ABITECH Analysis · Nigeria finance Sentiment: 0.75 (positive) · 12/04/2026
Nigeria's equity market has entered a decisive growth phase. In the trading week ending April 10, 2026, the Nigerian All-Share Index (ASI) surged 2,071.54 points to close at 203,770.43, marking a psychological and technical breakthrough that signals renewed institutional confidence in Africa's largest economy by GDP.

The index's breach of the 203,000 threshold represents more than routine price movement. It reflects a structural shift in market sentiment, driven primarily by aggressive accumulation in the financial services and energy sectors—two pillars of Nigeria's economic recovery narrative that have particular relevance for European capital allocators.

**The Banking Catalyst**

Nigerian banks have emerged as the primary wealth creators in this rally. The sector's outperformance stems from multiple converging factors: improved net interest margins following the Central Bank of Nigeria's restrictive monetary policy stance, declining loan loss provisions as credit quality stabilizes, and rising dividend expectations. Tier-1 lenders with substantial retail franchises have benefited most, as depositors shift capital from money market instruments into equity-linked savings vehicles ahead of the mid-year earnings season.

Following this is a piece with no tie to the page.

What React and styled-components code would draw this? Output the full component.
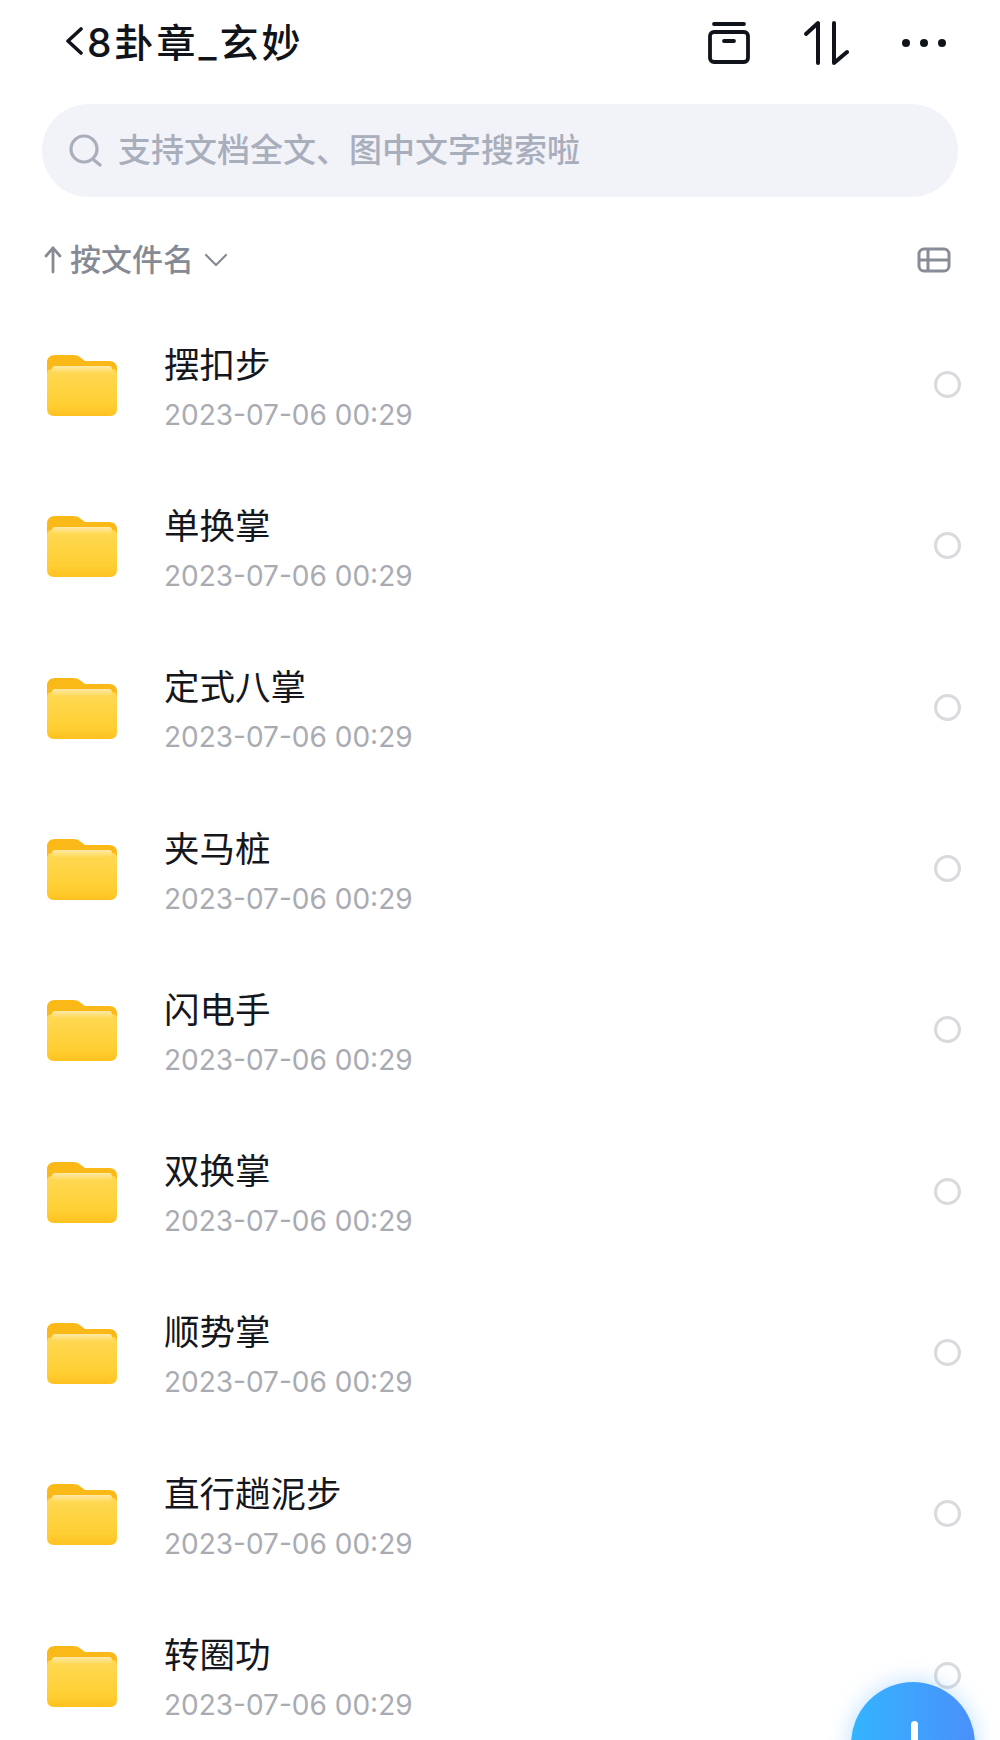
import React from 'react';
import styled, { createGlobalStyle } from 'styled-components';

const GlobalStyle = createGlobalStyle`
  html, body {
    margin: 0;
    padding: 0;
    background: #fff;
  }
  body {
    font-family: Inter, "Noto Sans CJK SC", sans-serif;
  }
`;

const Page = styled.div`
  position: relative;
  width: 1000px;
  height: 1740px;
  overflow: hidden;
  background: #fff;
`;

const Header = styled.header`
  display: flex;
  align-items: center;
  justify-content: space-between;
  height: 86px;
  padding: 0 53px 0 65px;
`;

const TitleGroup = styled.div`
  display: flex;
  align-items: center;
  gap: 4px;
`;

const BackSvg = styled.svg`
  margin-top: -4px;
`;

const Title = styled.h1`
  margin: 0;
  font-size: 39px;
  line-height: 86px;
  font-weight: 500;
  letter-spacing: 3px;
  color: #10131a;
`;

const HeaderIcons = styled.div`
  display: flex;
  align-items: center;
  gap: 52px;
`;

const SearchBar = styled.div`
  display: flex;
  align-items: center;
  gap: 16px;
  height: 93px;
  margin: 18px 42px 0;
  padding: 0 0 0 26px;
  border-radius: 47px;
  background: #f2f3f8;
`;

const SearchSvg = styled.svg`
  margin-top: -2px;
`;

const SearchText = styled.span`
  font-size: 33px;
  line-height: 40px;
  margin-top: -2px;
  font-weight: 500;
  color: #a9aebc;
`;

const SortRow = styled.div`
  display: flex;
  align-items: center;
  justify-content: space-between;
  height: 60px;
  margin-top: 33px;
  padding: 0 49px 0 44px;
`;

const SortLabel = styled.div`
  display: flex;
  align-items: center;
  gap: 10px;
  font-size: 31px;
  line-height: 40px;
  font-weight: 500;
  color: #858a94;
`;

const SortName = styled.span`
  margin-left: -2px;
`;

const FileList = styled.div`
  display: flex;
  flex-direction: column;
  margin-top: 14px;
`;

const Row = styled.div`
  display: flex;
  align-items: center;
  flex: none;
  height: 161.3px;
  padding: 0 39px 0 46px;
`;

const RowText = styled.div`
  display: flex;
  flex-direction: column;
  flex: 1;
  margin-left: 46px;
  padding-top: 8px;
`;

const RowName = styled.div`
  font-size: 35.5px;
  line-height: 50px;
  color: #15171c;
`;

const RowDate = styled.div`
  font-size: 28px;
  line-height: 44px;
  margin-top: 2px;
  color: #a9abb2;
`;

const Radio = styled.span`
  flex: none;
  width: 21px;
  height: 21px;
  border: 3px solid #d9dadd;
  border-radius: 50%;
`;

const Fab = styled.div`
  position: absolute;
  left: 851px;
  top: 1682px;
  width: 124px;
  height: 124px;
  border-radius: 50%;
  background: linear-gradient(90deg, #34b4ff 0%, #4a90fb 100%);
  box-shadow: 0 0 22px rgba(60, 160, 255, 0.35);
`;

const FabBar = styled.span`
  position: absolute;
  left: 60px;
  top: 39px;
  width: 7px;
  height: 60px;
  border-radius: 4px;
  background: #fff;
`;

const BackIcon = () => (
  <BackSvg width="18" height="30" viewBox="0 0 18 30" fill="none" stroke="#10131a" strokeWidth="3.6" strokeLinecap="round" strokeLinejoin="round">
    <path d="M16 3 L3 15 L16 27" />
  </BackSvg>
);

const BoxIcon = () => (
  <svg width="44" height="44" viewBox="0 0 44 44" fill="none" stroke="#10131a" strokeWidth="3.8" strokeLinecap="round" strokeLinejoin="round">
    <path d="M7 3 H37" />
    <rect x="3" y="11" width="38" height="30" rx="4" />
    <path d="M17 20 H27" />
  </svg>
);

const SortIcon = () => (
  <svg width="46" height="46" viewBox="0 0 46 46" fill="none" stroke="#10131a" strokeWidth="4" strokeLinecap="round" strokeLinejoin="round">
    <path d="M3 14 L15 3 V43" />
    <path d="M31 3 V43 L44 32" />
  </svg>
);

const DotsIcon = () => (
  <svg width="46" height="10" viewBox="0 0 46 10" fill="#10131a">
    <circle cx="5" cy="5" r="4" />
    <circle cx="23" cy="5" r="4" />
    <circle cx="41" cy="5" r="4" />
  </svg>
);

const SearchIcon = () => (
  <SearchSvg width="34" height="34" viewBox="0 0 34 34" fill="none" stroke="#a9aebc" strokeWidth="3.2" strokeLinecap="round">
    <circle cx="16" cy="16" r="13" />
    <path d="M26 27 L32 32" />
  </SearchSvg>
);

const UpArrow = () => (
  <svg width="18" height="28" viewBox="0 0 18 28" fill="none" stroke="#858a94" strokeWidth="2.8" strokeLinecap="round" strokeLinejoin="round">
    <path d="M2 10 L9 2 L16 10" />
    <path d="M9 2 V26" />
  </svg>
);

const ChevronDown = () => (
  <svg width="24" height="14" viewBox="0 0 24 14" fill="none" stroke="#858a94" strokeWidth="2.2" strokeLinecap="round" strokeLinejoin="round">
    <path d="M2 2 L12 12 L22 2" />
  </svg>
);

const TableIcon = () => (
  <svg width="34" height="26" viewBox="0 0 34 26" fill="none" stroke="#888c96" strokeWidth="3">
    <rect x="2" y="2" width="30" height="22" rx="5" />
    <path d="M2 13 H32" />
    <path d="M11 2 V24" />
  </svg>
);

const FolderSvg = styled.svg`
  flex: none;
  margin-top: 3px;
`;

const FolderIcon = ({ id }) => (
  <FolderSvg width="72" height="62" viewBox="0 0 72 62">
    <defs>
      <linearGradient id={`front-${id}`} x1="0" y1="0" x2="0" y2="1">
        <stop offset="0" stopColor="#ffd955" />
        <stop offset="0.75" stopColor="#ffcf33" />
        <stop offset="1" stopColor="#fdc120" />
      </linearGradient>
      <linearGradient id={`sheet-${id}`} x1="0" y1="0" x2="0" y2="1">
        <stop offset="0" stopColor="#ffe9a8" />
        <stop offset="1" stopColor="#ffd955" />
      </linearGradient>
    </defs>
    <path d="M1 8 Q1 0 9 0 H28 Q32 0 35 3 L39 6 H63 Q71 6 71 14 V30 H1 Z" fill="#fbb918" />
    <path d="M1 19 Q1 14 6 14 H66 Q71 14 71 19 V54 Q71 61 64 61 H8 Q1 61 1 54 Z" fill={`url(#front-${id})`} />
    <rect x="6" y="11" width="60" height="7" rx="3" fill={`url(#sheet-${id})`} />
  </FolderSvg>
);

const folders = ['摆扣步', '单换掌', '定式八掌', '夹马桩', '闪电手', '双换掌', '顺势掌', '直行趟泥步', '转圈功'];

const App = () => {
  return (
    <Page>
      <GlobalStyle />
      <Header>
        <TitleGroup>
          <BackIcon />
          <Title>8卦章_玄妙</Title>
        </TitleGroup>
        <HeaderIcons>
          <BoxIcon />
          <SortIcon />
          <DotsIcon />
        </HeaderIcons>
      </Header>
      <SearchBar>
        <SearchIcon />
        <SearchText>支持文档全文、图中文字搜索啦</SearchText>
      </SearchBar>
      <SortRow>
        <SortLabel>
          <UpArrow />
          <SortName>按文件名</SortName>
          <ChevronDown />
        </SortLabel>
        <TableIcon />
      </SortRow>
      <FileList>
        {folders.map((name, i) => (
          <Row key={name}>
            <FolderIcon id={i} />
            <RowText>
              <RowName>{name}</RowName>
              <RowDate>2023-07-06 00:29</RowDate>
            </RowText>
            <Radio />
          </Row>
        ))}
      </FileList>
      <Fab>
        <FabBar />
      </Fab>
    </Page>
  );
};

export default App;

For European investors accustomed to single-digit returns from mature banking markets, Nigerian financial services offer compelling yield differentials. However, this opportunity carries sector-specific risks: regulatory capital requirements remain stringent, and currency volatility against the naira continues to create headline noise in euro-denominated portfolios.

**Oil & Gas Resurgence**

The second driver—petroleum sector strength—reflects Brent crude stability in the $75–85 per barrel range combined with improved upstream production from key fields operated by both international majors and national champions. Nigeria's crude output, which had contracted during earlier price downturns, is recovering toward the 1.8 million barrel-per-day benchmark, directly benefiting integrated energy players listed on the ASI.

This is crucial context for European fund managers with ESG mandates: while Nigerian oil stocks offer near-term capital appreciation, their inclusion in European portfolios requires transparent climate risk disclosure and alignment with EU taxonomy frameworks. The energy transition narrative in Nigeria remains unresolved, creating both opportunity and reputational risk.

**Market Implications for European Capital**

The 2,071-point weekly gain translates to approximately a 1.03% week-on-week return—modest in isolation, but significant when sustained. The index's crossing of 203,000 suggests technical breakout momentum that could attract algorithmic flows and fresh fund inflows throughout Q2 2026.

For European entrepreneurs operating in Nigeria, this index performance validates the broader business environment thesis: macroeconomic stabilization is translating into asset price appreciation, suggesting that operational investments made during the downturn are now generating shareholder returns. Companies with high naira earnings exposure benefit directly from the wealth effect of rising equity valuations.

**Forward Outlook**

The critical question is sustainability. The rally's concentration in two sectors (banking and energy) introduces correlation risk—should either pillar weaken, the broader index lacks diversified support. Manufacturing, agriculture, and consumer goods remain relatively subdued, indicating uneven market breadth.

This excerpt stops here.